PLEA

Review taxes to cushion local industries, state told

Most manufacturers operating below 50%

In Summary

•The poor performance is attributed to temporary shutdown of production plants or reduction in operational capacity given the reduced demand for goods and services.

•Local players are also struggling in an environment that is still witnessing high imports, with reduced access to credit hurting investments.

National Treasury CS Ukur Yatani (in grey suite) during a past tour of an Export Processing Zone at Ruaraka/
National Treasury CS Ukur Yatani (in grey suite) during a past tour of an Export Processing Zone at Ruaraka/
Image: FILE

The government has been urged to review a number of taxes to  save local industries from shutting down  due to the impact of Covid-19 on their businesses.

Majority of manufacturers in the country are operating below 50 per cent capacity during the Covid-19 period, a survey has shown and this coupled with a myriad of taxes threaten to cripple their operations.

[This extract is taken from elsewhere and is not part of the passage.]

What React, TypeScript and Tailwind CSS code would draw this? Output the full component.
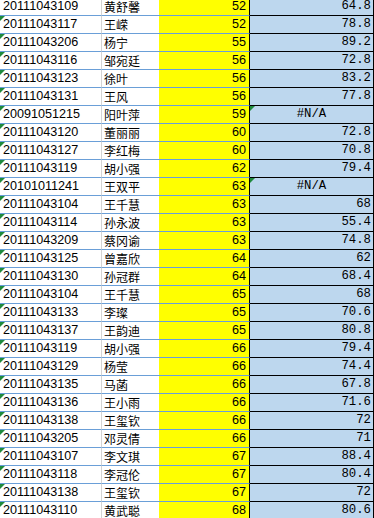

The survey by the Kenya Association of Manufacturers (KAM) and audit firm KPMG indicates 53 per cent are operating below the mark, compared to a eight per cent before Covid hit the country.

 
 

The huge difference has been attributed to the temporary shutdown of production plants or reduction in operational capacity given the reduced demand for goods and services during the crisis.

Lack of procurement of locally manufactured products by the government and, in some cases, preference for imported products,  remains a major challenge, according to the survey.

Unpredictable policies from the government, particularly on taxation in the Tax Laws Amendment Act 2020 and the Finance Act 2020, is yet another concern for manufacturers,  who have called for a review. These include the minimum tax and 14 per cent VAT on plant and machinery.

Industry players are also concerned about the staggering of the investment deduction, removal of pharmaceutical products from VAT zero rate status to VAT exemption, and withdrawal of the electricity rebate program, among others.

“Manufacturers are still facing low domestic demand for their products and reduced risk appetite of commercial banks to offer credit to manufacturers,” KAM, led by CEO Phyllis Wakiaga has noted.

There is also slow response from regulatory agencies in approving innovations from local manufacturers, despite the pandemic bringing out a number of opportunities.

 
 

For instance, there is lack of standards for medical ventilators which has hindered commercialisation of innovations, and undermined manufacturers’ efforts to diversify production.

Further, the slow implementation of interventions already pronounced by the government, such as operationalisation of the Buy-Kenya- Build-Kenya strategy and the SME credit guarantee scheme, is worrying local players.

There is “unlevel playing field between locally manufactured goods and imported ones,” the survey released on Wednesday notes.

To support industries, KAM wants speedy operationalization of the Sh712 million SME fund proposed in the National Budget Statement 2020.

It has also called for deletion of tax provisions that will increase the burden to taxpayers, reversal of punitive tax policies as contained in the Tax Laws Amendment Act 2020 and Finance Act 2020.

Specifically, the one per cent (1%) minimum tax, VAT exemptions on pharmaceutical products, 14 per cent VAT on plant, machinery, and spare parts, and deferring the staggering of investment deductions on plant and machinery.

To increase resilience in the sector , KAM and KPMG have advised the  government to ensure long-term policy stability, particularly on taxation.

“A policy on taxation is required to ensure certainty and predictability,” Wakiaga notes.

The country also needs to develope selected domestic and regional value-chains to minimize exposure to external shocks, KPMG and KAM have adviced, and ensure an effective legislative and institutional framework to support research and development.